Love this kind of info!


----------



## shawcountry (Jun 10, 2012)

Cardiknits has good instructions for cleaning. www.cardiknits.com


----------



## Peanut Tinker (Oct 10, 2012)

Rita in Raleigh said:


> Hi Peanut Tinker, we sure do think alike!


 :thumbup:


----------



## GinB (Sep 2, 2012)

As said before, TheAnswerLady is a great source for mechanical issues with knitting machines. Her videos are well respected throughout the machine knitting community. I have used her videos and she and her husband, Jack (the mechanical wiz), have never steered me wrong. Her video for cleaning and lubricating can be found here:

What I should use to clean and lubricate my machine? 





As for the use of WD-40, I did find a specific comment made by cybernana and posted in a different topic in February. What she said was, "I used wd40 cost me £150 quids worth of repairs DONT USE IT." She did not post the details, so if you want to find out, PM her.


----------



## meknit (Dec 5, 2012)

I do use WD40 for a lot of things being married to a Pilot/ Engineer, he taught me the use it but when I did use it on the knitting machine he said I would regret it and I did , it gets into the knitting and stays on the carriage for ever and attracks everything in site. In the end it gums it up. In the 80's a group of machine knitters in B.C. Canada tried it for a few weeks and it was a disaster. It took forever to unstick the machines. So yes the stuff can be a life saver in many ways but not for the knitting machines.


----------



## meknit (Dec 5, 2012)

meknit said:


> I do use WD40 for a lot of things being married to a Pilot/ Engineer, he taught me the use it but when I did use it on the knitting machine he said I would regret it and I did , it gets into the knitting and stays on the carriage for ever and attracks everything in site. In the end it gums it up. In the 80's a group of machine knitters in B.C. Canada tried it for a few weeks and it was a disaster. It took forever to unstick the machines. So yes the stuff can be a life saver in many ways but not for the knitting machines.
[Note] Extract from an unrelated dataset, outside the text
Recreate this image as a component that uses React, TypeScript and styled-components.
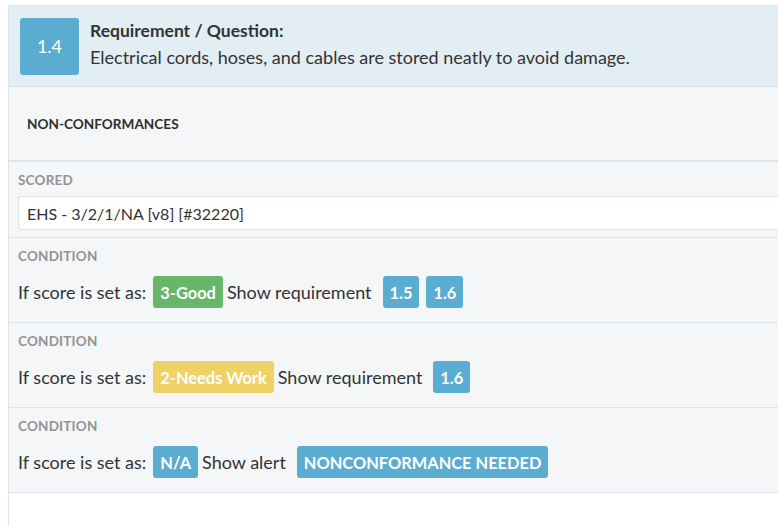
import styled, { createGlobalStyle } from "styled-components";

type Tone = "blue" | "green" | "yellow";

const TONES: Record<Tone, string> = {
  blue: "#5aadd1",
  green: "#67b66a",
  yellow: "#f0d166",
};

type Condition = {
  score: string;
  tone: Tone;
  action: string;
  targets: string[];
};

const CONDITIONS: Condition[] = [
  { score: "3-Good", tone: "green", action: "Show requirement", targets: ["1.5", "1.6"] },
  { score: "2-Needs Work", tone: "yellow", action: "Show requirement", targets: ["1.6"] },
  { score: "N/A", tone: "blue", action: "Show alert", targets: ["NONCONFORMANCE NEEDED"] },
];

const GlobalStyle = createGlobalStyle`
  html, body {
    margin: 0;
    background: #ffffff;
    overflow: hidden;
  }
  body {
    padding: 5px 0 0 8px;
    font-family: Lato, "Open Sans", sans-serif;
    color: #333333;
  }
`;

const App = function App() {
  return (
    <>
      <GlobalStyle />
      <Style.Panel>
        <Style.Header>
          <Style.Number>1.4</Style.Number>
          <Style.Question>
            <Style.QuestionTitle>Requirement / Question:</Style.QuestionTitle>
            <Style.QuestionText>
              Electrical cords, hoses, and cables are stored neatly to avoid damage.
            </Style.QuestionText>
          </Style.Question>
        </Style.Header>

        <Style.SectionTitle>Non-Conformances</Style.SectionTitle>

        <Style.Scored>
          <Style.Label>Scored</Style.Label>
          <Style.Field>EHS - 3/2/1/NA [v8] [#32220]</Style.Field>
        </Style.Scored>

        {CONDITIONS.map((condition) => (
          <Style.ConditionBlock key={condition.score}>
            <Style.Label>Condition</Style.Label>
            <Style.Rule>
              <span>If score is set as:</span>
              <Style.ScoreTag $tone={condition.tone}>{condition.score}</Style.ScoreTag>
              <Style.Action>{condition.action}</Style.Action>
              <Style.Targets>
                {condition.targets.map((target) => (
                  <Style.Tag key={target} $tone="blue">
                    {target}
                  </Style.Tag>
                ))}
              </Style.Targets>
            </Style.Rule>
          </Style.ConditionBlock>
        ))}

        <Style.Footer />
      </Style.Panel>
    </>
  );
};

export default App;

const Style = {
  Panel: styled.div`
    width: 820px;
    border: 1px solid #dde3ea;
    border-right: none;
    background: #ffffff;
  `,
  Header: styled.div`
    display: flex;
    align-items: center;
    gap: 11px;
    height: 81px;
    padding: 0 11px;
    background: #e2edf4;
    border-bottom: 1px solid #d6e0e8;
    box-sizing: border-box;
  `,
  Number: styled.div`
    display: flex;
    align-items: center;
    justify-content: center;
    width: 59px;
    height: 57px;
    border-radius: 3px;
    background: #5aadd1;
    color: #ffffff;
    font-size: 18px;
    font-weight: 400;
  `,
  Question: styled.div`
    display: flex;
    flex-direction: column;
    margin-bottom: 5px;
    line-height: 26px;
    color: #333333;
  `,
  QuestionTitle: styled.div`
    font-size: 17.5px;
    font-weight: 700;
  `,
  QuestionText: styled.div`
    font-size: 18px;
    font-weight: 400;
  `,
  SectionTitle: styled.div`
    display: flex;
    align-items: center;
    height: 73px;
    padding-left: 18px;
    background: #f5f6f8;
    border-bottom: 2px solid #dde3ea;
    font-size: 13.6px;
    font-weight: 700;
    text-transform: uppercase;
    color: #2e2e2e;
  `,
  Scored: styled.div`
    padding: 9px 0 7px 9px;
    background: #f5f6f8;
    border-bottom: 1px solid #dde3ea;
  `,
  Label: styled.div`
    height: 18px;
    line-height: 18px;
    font-size: 13.5px;
    font-weight: 700;
    text-transform: uppercase;
    color: #939393;
    letter-spacing: 0.2px;
  `,
  Field: styled.div`
    display: flex;
    align-items: center;
    height: 34px;
    margin-top: 7px;
    padding-left: 8px;
    background: #ffffff;
    border: 1px solid #dde3ea;
    border-right: none;
    border-radius: 3px 0 0 3px;
    box-sizing: border-box;
    font-size: 16px;
    color: #333333;
  `,
  ConditionBlock: styled.div`
    padding: 9px 0 14px 9px;
    background: #f5f6f8;
    border-bottom: 1px solid #dde3ea;
  `,
  Rule: styled.div`
    display: flex;
    align-items: center;
    margin-top: 11px;
    height: 32px;
    font-size: 18px;
    color: #333333;
  `,
  Tag: styled.span<{ $tone: Tone }>`
    display: inline-flex;
    align-items: center;
    height: 32px;
    padding: 0 7px;
    border-radius: 3px;
    background: ${(p) => TONES[p.$tone]};
    color: #ffffff;
    font-weight: 700;
    font-size: 16.4px;
    white-space: nowrap;
  `,
  ScoreTag: styled.span<{ $tone: Tone }>`
    display: inline-flex;
    align-items: center;
    height: 32px;
    margin-left: 7px;
    padding: 0 7px;
    border-radius: 3px;
    background: ${(p) => TONES[p.$tone]};
    color: #ffffff;
    font-weight: 700;
    font-size: 16.4px;
    white-space: nowrap;
  `,
  Action: styled.span`
    margin-left: 4px;
  `,
  Targets: styled.span`
    display: inline-flex;
    gap: 7px;
    margin-left: 11px;
  `,
  Footer: styled.div`
    height: 60px;
  `,
};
meant to say it attracts everything.


----------



## peppered (May 16, 2014)

Well, I got more info than I could imagine.
Some made me laugh too. Since non of my machines are gunked up or dirty-I might skip the WD40 but I will try it on the needle spots. I figured the spots are from the rotted sponge.I will clean the "tube" where the sponge bar goes as this is spotted with tiny pieces of the old sponge. The long piece where the sponge goes, I took wire brush to get the stuck old sponge grounds off and I will use WD40 on that.
I will get the oil from Walmart for the rest of the machine and for lubrication.
I really apreciate all the info!
It is so nice to know you have so many knowlegable here!
I will post on monday how it all went.
Thank you so much everyone!!!!!


----------



## brenda m (Jun 2, 2011)

I too have used WD40 on my machines and found that it works better than the LoriLynn which made my machines stick and seem to rust. I do, however, spray the WD40 on a soft cloth and wipe the machine. Our machine knitting group was told to use a cloth and not directly.


----------



## der_fisherman (Jul 26, 2014)

brenda m said:


> I too have used WD40 on my machines and found that it works better than the LoriLynn which made my machines stick and seem to rust. I do, however, spray the WD40 on a soft cloth and wipe the machine. Our machine knitting group was told to use a cloth and not directly.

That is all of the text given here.